In reaction to today’s European Central Bank (ECB) Monetary Policy Committee (MPC) meeting, Timothy Graf, head of macro strategy for EMEA at State Street Global Markets; Brendan Lardner, active fixed income portfolio manager at State Street Global Advisors; and Antoine Lesné, head of EMEA strategy and research for SPDR ETFs offer their views.

Graf comments, “A very consensus result from today’s ECB meeting. Above-trend eurozone growth and continuing improvements in the domestic labour market brought the end to its easing bias. However, any shifts in language to ending its asset purchase programme will have to wait, thanks to the currently benign inflation conditions throughout the eurozone and the recent strength of the euro. Our own online inflation measure, PriceStats shows inflation well away from target and actually slowing in recent weeks; suggesting the ECB need not hurry down the road of policy normalisation.”

Lardner comments, “Recent economic strength has been sufficient to allow the ECB to drop its pledge to increase the size and duration of QE if required. While their near term growth forecast was revised up, there was a minor downward revision to the inflation forecast. The ECB is growing in confidence that above-trend growth will continue, but not sufficiently enough to flag a major change in their forward guidance on the ending of asset purchases and the timing of its first rate hike. A degree of caution remains, with the ECB awaiting stronger signs of firming inflation pressure before signalling further moves toward policy normalisation.”

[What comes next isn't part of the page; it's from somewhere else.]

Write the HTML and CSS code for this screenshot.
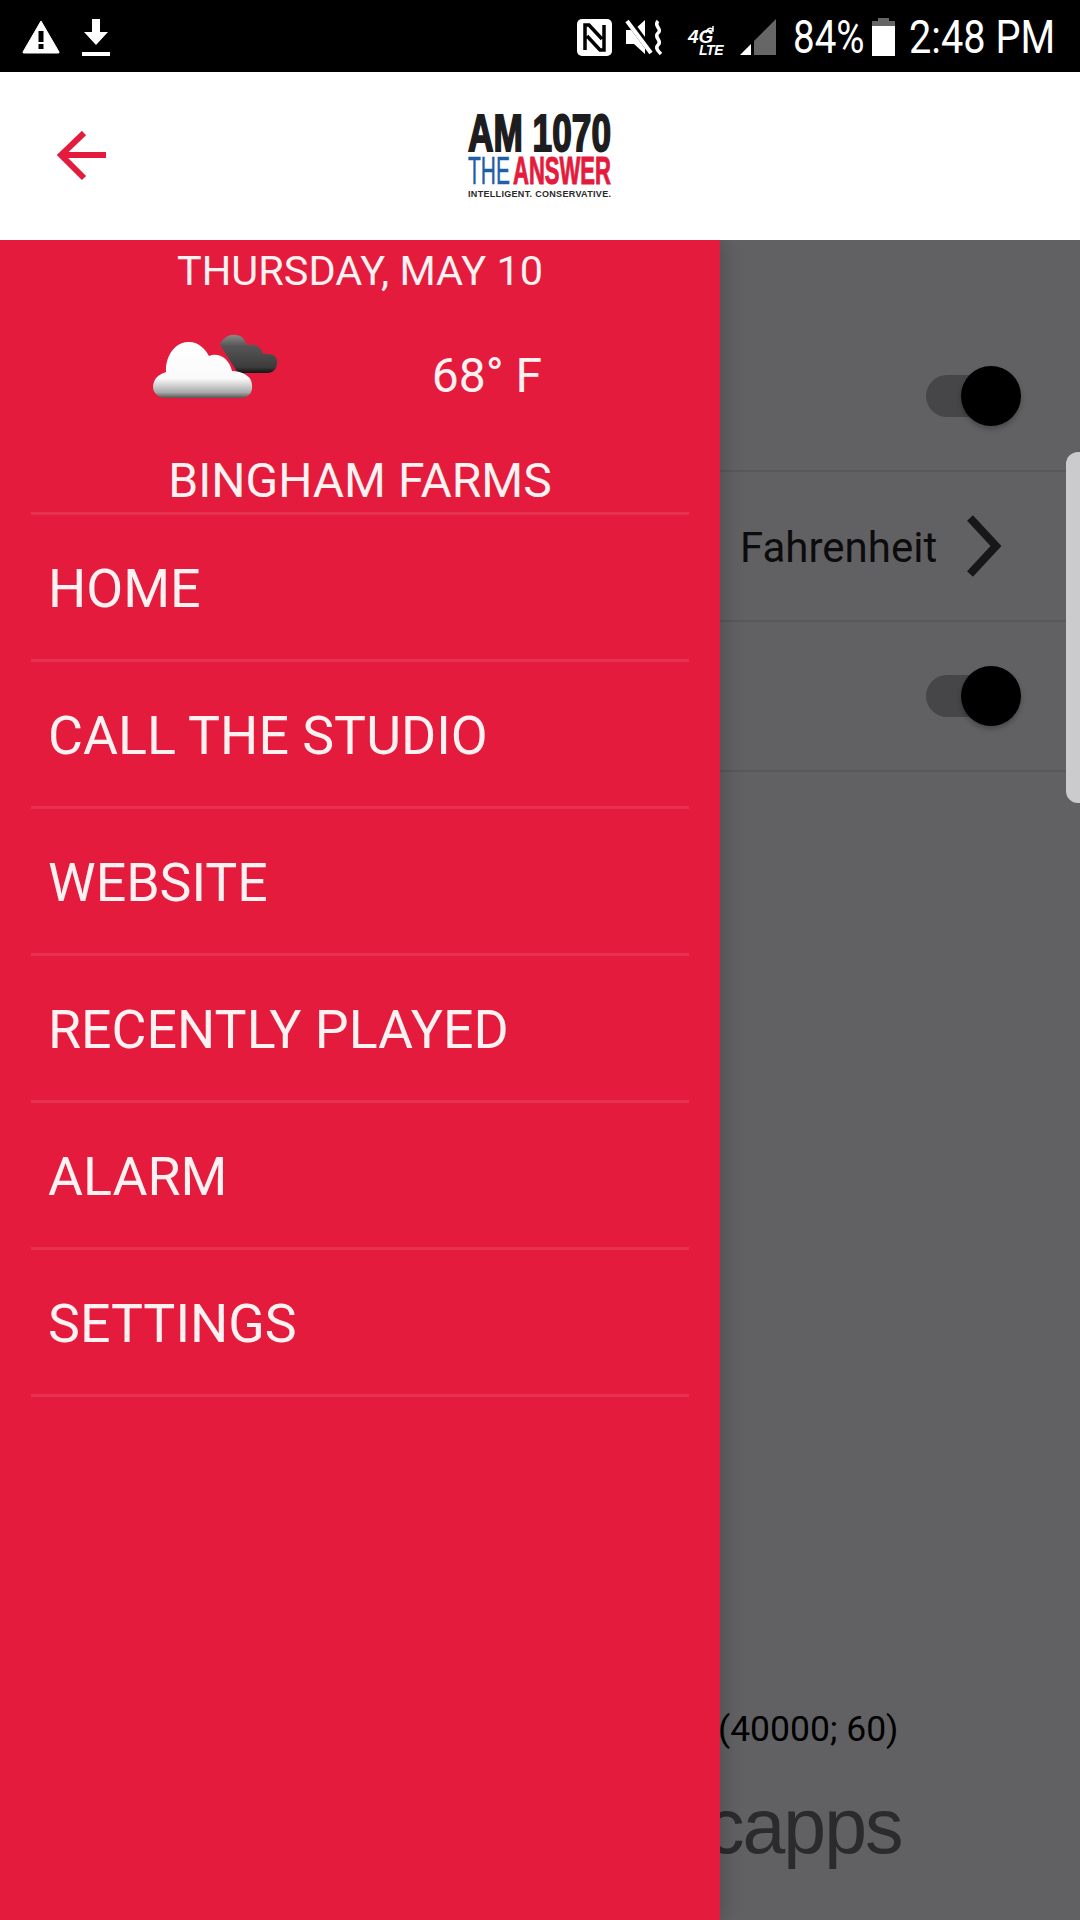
FILE: index.html
```html
<!DOCTYPE html>
<html lang="en">
<head>
  <meta charset="UTF-8">
  <meta name="viewport" content="width=device-width, initial-scale=1.0">
  <title>AM 1070 The Answer</title>
  <link rel="stylesheet" href="styles.css">
</head>
<body>
  <div class="statusbar">
    <div class="status-left">
      <svg class="ic-warn" viewBox="0 0 38 34"><path d="M19 1 L37 32 Q37.500 33 36 33 L2 33 Q.5 33 1 32 Z" fill="#fff" stroke="#fff" stroke-linejoin="round"/><rect x="16.500" y="11" width="5" height="11" fill="#000"/><rect x="16.500" y="24" width="5" height="5" fill="#000"/></svg>
      <svg class="ic-download" viewBox="0 0 28 37"><path d="M10 0 H18 V13 H26 L14 26 L2 13 H10 Z" fill="#fff"/><rect x="0" y="33" width="28" height="4" fill="#fff"/></svg>
    </div>
    <div class="status-right">
      <svg class="ic-nfc" viewBox="0 0 35 37"><rect width="35" height="37" rx="5" fill="#fff"/><path d="M8 31 V6 H12 L25 20 M27 6 V31 H23 L10 17" fill="none" stroke="#000" stroke-width="3.500"/></svg>
      <svg class="ic-mute" viewBox="0 0 38 38"><path d="M1 12 H9 L20 2 V36 L9 26 H1 Z" fill="#fff"/><path d="M3 2 L27 34" stroke="#000" stroke-width="7"/><path d="M2 3 L26 35" stroke="#fff" stroke-width="4"/><path d="M33 3 C28 8 38 11 33 15 C28 19 38 23 33 27 C30 30 33 33 36 36" fill="none" stroke="#fff" stroke-width="3.500"/></svg>
      <div class="net">
        <span class="net-4g">4G</span>
        <span class="net-lte">LTE</span>
        <svg class="net-arrow" viewBox="0 0 10 8"><path d="M1 7 C2 2 6 1 8 4 M8 0 V5 H4" fill="none" stroke="#fff" stroke-width="1.500"/></svg>
      </div>
      <svg class="ic-signal" viewBox="0 0 36 36"><path d="M36 0 V36 H14 V22 Z" fill="#666"/><path d="M0 36 L11 25 V36 Z" fill="#fff"/></svg>
      <span class="status-text pct">84%</span>
      <svg class="ic-battery" viewBox="0 0 23 38"><rect x="6" y="0" width="11" height="4" fill="#666"/><rect x="0" y="3" width="23" height="5" fill="#666"/><rect x="0" y="8" width="23" height="30" fill="#fff"/></svg>
      <span class="status-text clock">2:48 PM</span>
    </div>
  </div>

  <div class="topbar">
    <svg class="back" viewBox="0 0 50 50"><path d="M49 24 H5 M27 2 L4 24 L27 47" fill="none" stroke="#e41b3c" stroke-width="6"/></svg>
    <svg class="logo" viewBox="0 0 146 86">
      <text class="logo-am" x="1" y="38" textLength="143" lengthAdjust="spacingAndGlyphs">AM 1070</text>
      <text class="logo-the" x="1" y="71" textLength="42" lengthAdjust="spacingAndGlyphs">THE</text>
      <text class="logo-answer" x="46" y="71" textLength="98" lengthAdjust="spacingAndGlyphs">ANSWER</text>
      <text class="logo-tag" x="1" y="84" textLength="143" lengthAdjust="spacing">INTELLIGENT. CONSERVATIVE.</text>
    </svg>
  </div>

  <div class="content">
    <div class="settings">
      <div class="setting">
        <div class="toggle"><div class="thumb"></div></div>
      </div>
      <div class="setting">
        <span class="setting-value">Fahrenheit</span>
        <svg class="chevron" viewBox="0 0 36 62"><path d="M4 3 L30 31 L4 59" fill="none" stroke="#171618" stroke-width="8"/></svg>
      </div>
      <div class="setting">
        <div class="toggle"><div class="thumb"></div></div>
      </div>
      <div class="about">
        <div class="version">(40000; 60)</div>
        <div class="capps">capps</div>
      </div>
    </div>

    <div class="scroll-tab"></div>

    <div class="drawer">
      <div class="date">THURSDAY, MAY 10</div>
      <div class="weather">
        <svg class="cloud" viewBox="0 0 126 66">
          <defs>
            <linearGradient id="cloudWhite" x1="0" y1="0" x2="0" y2="1">
              <stop offset="0" stop-color="#fff"/>
              <stop offset=".65" stop-color="#fafafa"/>
              <stop offset=".9" stop-color="#aaa"/>
              <stop offset="1" stop-color="#555"/>
            </linearGradient>
            <linearGradient id="cloudDark" x1="0" y1="0" x2="0" y2="1">
              <stop offset="0" stop-color="#8a8a8a"/>
              <stop offset=".3" stop-color="#555"/>
              <stop offset=".85" stop-color="#3c3c3c"/>
              <stop offset="1" stop-color="#111"/>
            </linearGradient>
          </defs>
          <path d="M67 12 C69 3 82 -2 90 5 C92 8 93 10 94 12 C102 10 108 14 110 21 C120 20 125 24 124 30 C124 36 120 40 114 40 L85 40 Z" fill="url(#cloudDark)"/>
          <path d="M12 65 C2 64 -2 56 1 49 C3 43 8 41 13 39 C12 24 22 8 36 9 C46 9 53 17 56 23 C64 19 76 24 79 38 C87 38 99 42 99 52 C100 60 95 65 88 65 Z" fill="url(#cloudWhite)"/>
        </svg>
        <span class="temp">68° F</span>
      </div>
      <div class="location">BINGHAM FARMS</div>
      <ul class="menu">
        <li>HOME</li>
        <li>CALL THE STUDIO</li>
        <li>WEBSITE</li>
        <li>RECENTLY PLAYED</li>
        <li>ALARM</li>
        <li>SETTINGS</li>
      </ul>
    </div>
  </div>
</body>
</html>
```

FILE: styles.css
```css
* {
  box-sizing: border-box;
}
body {
  margin: 0;
  width: 1080px;
  height: 1920px;
  overflow: hidden;
  font-family: Roboto, sans-serif;
  background: #616063;
}

.statusbar {
  height: 72px;
  background: #000;
  display: flex;
  justify-content: space-between;
  align-items: center;
  padding: 2px 28px 0 22px;
}
.status-left, .status-right {
  display: flex;
  align-items: center;
}
.ic-warn {
  width: 38px;
  height: 34px;
  margin-right: 22px;
}
.ic-download {
  width: 28px;
  height: 37px;
}
.ic-nfc {
  width: 35px;
  height: 37px;
  margin-right: 13px;
}
.ic-mute {
  width: 38px;
  height: 38px;
  margin-right: 25px;
}
.net {
  position: relative;
  width: 35px;
  height: 27px;
  margin-top: 12px;
  margin-right: 17px;
  color: #fff;
  font-family: "Liberation Sans", sans-serif;
  font-weight: 700;
  font-style: italic;
  display: flex;
  flex-direction: column;
  align-items: flex-end;
  line-height: 1;
}
.net-4g {
  font-size: 19px;
  height: 14px;
  line-height: 14px;
  align-self: flex-start;
}
.net-lte {
  font-size: 14px;
  line-height: 13px;
  letter-spacing: -0.5px;
}
.net-arrow {
  position: absolute;
  left: 17px;
  top: -4px;
  width: 10px;
  height: 8px;
}
.ic-signal {
  width: 36px;
  height: 36px;
  margin-right: 17px;
}
/* the clock face is narrower than Roboto, so squeeze it into a fixed box */
.status-text {
  color: #fff;
  font-size: 47px;
  line-height: 50px;
  white-space: nowrap;
  transform-origin: left center;
}
.pct {
  width: 69px;
  margin-right: 10px;
  transform: scaleX(0.82);
}
.ic-battery {
  width: 23px;
  height: 38px;
  margin-right: 14px;
}
.clock {
  width: 143px;
  transform: scaleX(0.845);
}

.topbar {
  height: 168px;
  background: #fff;
  display: flex;
  align-items: center;
  justify-content: center;
  position: relative;
}
.back {
  position: absolute;
  left: 57px;
  top: 59px;
  width: 50px;
  height: 50px;
}
.logo {
  width: 146px;
  height: 86px;
  margin-top: -1px;
  overflow: visible;
}
.logo text {
  font-family: "Liberation Sans", sans-serif;
  font-weight: 700;
}
.logo-am {
  font-size: 52px;
  fill: #1d1c1e;
  stroke: #1d1c1e;
  stroke-width: 2px;
}
.logo-the {
  font-size: 39px;
  font-weight: 400 !important;
  fill: #1f5ea8;
  stroke: #1f5ea8;
  stroke-width: 0.5px;
}
.logo-answer {
  font-size: 39px;
  fill: #e41b3c;
  stroke: #e41b3c;
  stroke-width: 1px;
}
.logo-tag {
  font-size: 9px;
  fill: #29282a;
}

.content {
  position: relative;
  height: 1680px;
  overflow: hidden;
}
.settings {
  padding: 82px 0 0 720px;
}
.setting {
  height: 150px;
  border-bottom: 2px solid #58575a;
  display: flex;
  align-items: center;
  justify-content: flex-end;
  padding: 0 70px 0 20px;
}
.toggle {
  position: relative;
  width: 84px;
  height: 42px;
  border-radius: 21px;
  background: #464548;
}
.thumb {
  position: absolute;
  right: -11px;
  top: -9px;
  width: 60px;
  height: 60px;
  border-radius: 50%;
  background: #000;
  box-shadow: 0 3px 5px rgba(0, 0, 0, 0.25);
}
.setting-value {
  font-size: 42px;
  color: #0c0c0d;
  margin-right: auto;
  padding-top: 3px;
}
.chevron {
  width: 36px;
  height: 62px;
  margin-right: 8px;
}
.about {
  padding-top: 935px;
}
.version {
  font-size: 35.500px;
  line-height: 44px;
  margin-left: -2px;
  color: #000;
}
.capps {
  font-family: "Liberation Sans", sans-serif;
  font-size: 77px;
  line-height: 90px;
  letter-spacing: -2px;
  margin-top: 30px;
  margin-left: -14px;
  color: #2b2a2c;
}
.scroll-tab {
  position: absolute;
  right: 0;
  top: 212px;
  width: 14px;
  height: 351px;
  background: #cbcacd;
  border-radius: 12px 0 0 12px;
}

.drawer {
  position: absolute;
  left: 0;
  top: 0;
  width: 720px;
  height: 1680px;
  background: #e41b3c;
  color: #fdf1f1;
  padding: 0 31px;
  box-shadow: 6px 0 16px rgba(0, 0, 0, 0.15);
}
.date {
  text-align: center;
  font-size: 41.500px;
  line-height: 48px;
  margin-top: 7px;
}
.weather {
  display: flex;
  align-items: center;
  justify-content: space-between;
  height: 160px;
  padding: 0 147px 0 122px;
}
.cloud {
  width: 126px;
  height: 66px;
  margin-bottom: 18px;
}
.temp {
  font-size: 48px;
}
.location {
  text-align: center;
  font-size: 48px;
  line-height: 54px;
  padding-top: 13px;
  height: 74px;
  margin-top: -14px;
  border-bottom: 3px solid rgba(255, 255, 255, 0.1);
}
.menu {
  list-style: none;
  margin: 0;
  padding: 0;
}
.menu li {
  height: 147px;
  display: flex;
  align-items: center;
  padding: 2px 0 0 17px;
  font-size: 53.700px;
  border-bottom: 3px solid rgba(255, 255, 255, 0.1);
}
```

Lesné comments, “This was not going to be the most exciting meeting, but the slight tweaks to the language around asset purchases were clearly anticipated. The overall low inflation backdrop still advocates for a prudent and patient approach, while the team forecasts are being revised up slightly. The recognition that downside risks are receding should mean normalisation is gradually on its way. Meanwhile the ECB may still be trying to stem off a too rapid appreciation of the euro, which makes the inflation target more challenging. This outcome is expected to be neutral for euro sovereign bonds with a slight chance for an upside move in yields.”